SDU Relationship With LGF
The LGF is another part of the embassy security setup, and answers to the RSO, same as SDU. The LGF will always limit communication with the SDU, and any information that is not deemed too urgent is to pass through the RSO before going out to the SDU – the same applies vice versa, as described above.
In the event that the information has to be passed right away, the LGF will always be able to reach the SDU by way of radio and/or cellphone. Every LGF position will have contact details and radio call signs for the SDU, and every SDU will have the call signs of the LGF position, in case they need information or assistance.
In extreme cases, the LGF may be called out by the SDU to assist if a dangerous situation arises, and the SDU is close enough to the embassy. In general, the SDU will not be armed, and in cases where they may have been compromised, the LGF will be the natural resource (so to speak) to draw on, since the SDU will have serious trouble explaining to host country LE why they need assistance or got in trouble in the first place. The LGF in Norway have on several occasions come to the aid of the SDU, including one incident in 2009 when members of the SDU were cornered at a nearby cafe by “persons of interest” to the SDU. Three members of the LGF (including one shift supervisor) were dispatched (outside embassy compound) to make sure the SDU members could leave unhindered, and were successful in doing so. Host country LE was never contacted or informed about this action, which is, technically, US State Department Agents acting on foreign soil in an LE matter.

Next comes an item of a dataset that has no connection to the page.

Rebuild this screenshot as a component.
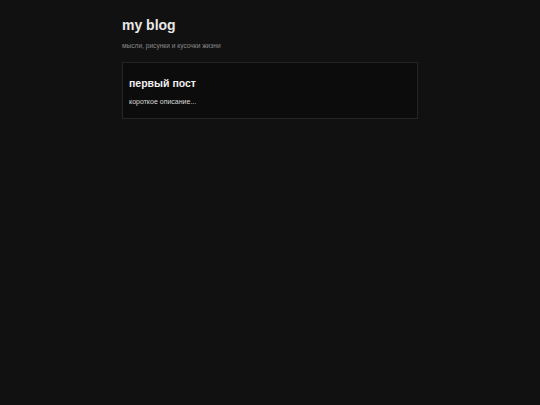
import React from 'react';

export default function App() {
  return (
    <div className="min-h-[405px] w-full bg-[#111111] font-['Liberation_Sans',Arial,sans-serif]">
      <div className="mx-auto w-[296px] pt-[16px]">
        {/* Header */}
        <h1 className="text-[14px] font-bold leading-[18px] text-[#e8e8e8]">my blog</h1>
        <p className="mt-[7px] text-[6.6px] leading-[9px] text-[#8a8a8a]">мысли, рисунки и кусочки жизни</p>

        {/* Posts */}
        <div className="mt-[12px] border border-[#252525] bg-[#0c0c0c] px-[6px] pt-[13px] pb-[12px]">
          <h2 className="text-[10.5px] font-bold leading-[14px] text-[#f0f0f0]">первый пост</h2>
          <p className="mt-[7px] text-[7px] leading-[9px] text-[#d8d8d8]">короткое описание...</p>
        </div>
      </div>
    </div>
  );
}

US DoS Attitude towards SDU Operations
While press attention in regards to SDU operations is a bad thing, the risk of exposure is always present, and will be an issue from time to time. While the RSO, the embassy and the DoS (Dept. of State) may say that the SDU operations have ceased, that is unlikely. The SDU, as described above, is an integral part of the embassy security setup, and is never likely to be shut down or radically changed. In instances where the operations are cleared with the host country and permissions have been obtained, this will hardly be an issue, but in most cases, it will be.